Leah Montange is a human geographer and the Bissell-Heyd Lecturer and Assistant Professor, Teaching Stream of American Studies at the University of Toronto. Her work is on bordering, detention, immigration enforcement and resistance in the US and Spain.
Panelists:
Abraham Paulos
Abraham Paulos has extensive experience advocating for racial justice and equity policies, criminal legal system abuses, and immigrants’ rights in the US. Abraham is currently the Deputy Director of the Black Alliance for Just Immigration (BAJI). Before joining BAJI, Abraham was the Executive Director of Families for Freedom (FFF), a position he held after facing immigration detention at Rikers Island and becoming a member of FFF. Earlier in his career, Abraham was a researcher at Human Rights First, focused on immigration detention. He also served as Program Director at Life of Hope, a Brooklyn community-based organization that provides services to low-income immigrants. As a journalist, Abraham reported on urban policy and human rights for City Limits, the NYC civic affairs magazine, and the Foreign Policy Association, writing about foreign policy and global issues. Abraham is a Stateless Eritrean refugee, born in Sudan and raised in Chicago.
Tania Mattos
Tania Mattos is of Aymara descendent, born in Bolivia, raised in Queens, and the Executive Director of Unlocal, Inc., a legal aid organization based in NYC. Tania is a longtime organizer and strategists in the immigrant rights movement. She previously worked as the Northeast Policy and Monitoring Manager for Freedom For Immigrants; the Legislative Coordinator for the New York State Youth Leadership Council, the first undocumented-led organization in New York State and helped organize the first Education Not Deportation program in New York that stopped the deportation of numerous undocumented youth. She is also co-founder of Queens Neighborhoods United, a grassroots anti-gentrification collective that fights against undemocratic use of land, police abuse and ICE in the immigrant-welcoming borough of Queens.
Rachel Ida Buff
Rachel Ida Buff is a writer, organizer, and immigration historian currently teaching at the University of Wisconsin-Milwaukee.

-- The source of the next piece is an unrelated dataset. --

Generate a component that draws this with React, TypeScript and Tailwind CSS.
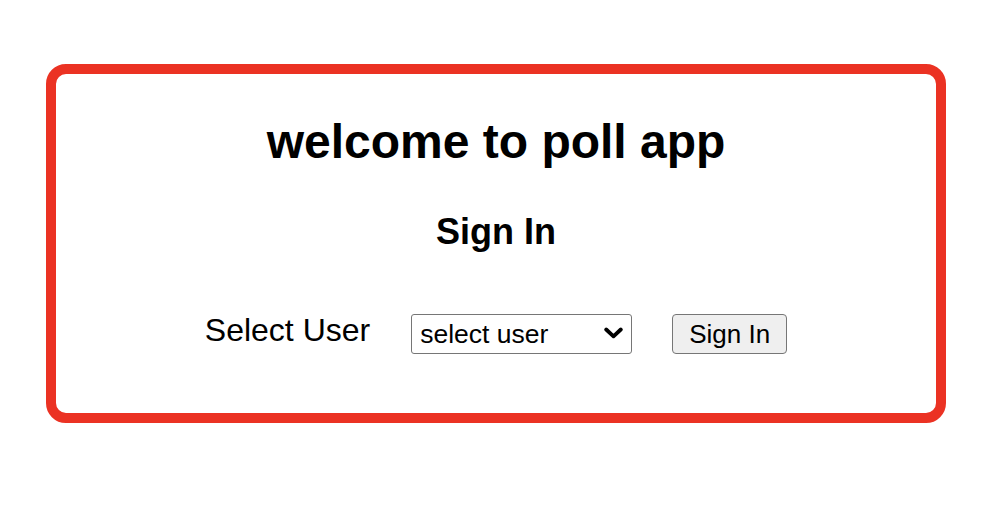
import React from "react";

export default function App() {
  return (
    <div className="w-[988px] h-[524px] bg-white overflow-hidden" style={{ fontFamily: '"Liberation Sans", Arial, sans-serif' }}>
      <div className="ml-[46px] mt-[64px] w-[900px] h-[359px] border-[10px] border-[#eb3223] rounded-[20px] flex flex-col items-center text-black">
        <h1 className="mt-[44px] text-[48px] leading-none font-bold">welcome to poll app</h1>
        <h2 className="mt-[48px] text-[36px] leading-none font-bold">Sign In</h2>
        <div className="mt-[64px] flex flex-row items-center">
          <label className="text-[32px] leading-none mb-2">Select User</label>
          <div className="relative ml-[41px] w-[221px] h-[40px]">
            <select
              className="appearance-none w-full h-full border border-[#767676] rounded-[3px] bg-white pl-[8px] text-[26.5px] leading-none text-black outline-none"
              defaultValue="select user"
            >
              <option value="select user">select user</option>
            </select>
            <svg
              className="absolute right-[9px] top-[13px] pointer-events-none"
              width="19"
              height="12"
              viewBox="0 0 19 12"
              fill="none"
            >
              <path d="M2.2 2.5 L9.5 9.3 L16.8 2.5" stroke="black" strokeWidth="3.8" strokeLinecap="round" strokeLinejoin="round" />
            </svg>
          </div>
          <button className="ml-[40px] w-[115px] h-[40px] bg-[#efefef] border border-[#767676] rounded-[4px] text-[26px] leading-none text-black">
            Sign In
          </button>
        </div>
      </div>
    </div>
  );
}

Her most recent book is the bilingual glossary, A is for Asylum; Words for People on the Move/A de Asilo: Palabras Para Personas en Movimiento (Fordham: 2020); she has words in a variety of places, including Against the Current, the Boston Review, and Jacobin. Currently, she is working on a project about Jewish safety, settler colonialism, and racial capitalism entitled The Gangster Buffs of Charleston, WV: 20th Century Jewish Safety in an Appalachian City
Commentator: Silky Shah
Silky Shah is the executive director of Detention Watch Network, a national coalition building power to abolish immigration detention in the US. She is also the author of the recently published book, Unbuild Walls: Why Immigrant Justice Needs Abolition (Haymarket Books, 2024) and has been working as an organizer on issues related to racial and migrant justice for over twenty years.
Chair: Jenna Loyd
Jenna M. Loyd is an associate professor in the Department of Geography at the University of Wisconsin-Madison. Her work has three main strands: 1) the production and politics of health inequities in the United States; 2) U.S. detention, asylum, and refugee policies and (geo-) politics; and 3) connections between abolition and migrant justice. Her most recent work brings interests in health and migration together in a new project that examines how immigration law is as a structural determinant of health for migrants in the context of climate change. She is the author of Health Rights Are Civil Rights: Peace and Justice Activism in Los Angeles, 1963-1978 (2014, University of Minnesota Press), co-editor, with Matt Mitchelson and Andrew Burridge, of Beyond Walls and Cages: Prisons, Borders, and Global Crisis (2012, University of Georgia Press), and co-author, with Alison Mountz, is Boats, Borders, and Bases: Race, the Cold War, and the Rise of Migration Detention the United States (2018, University of California Press).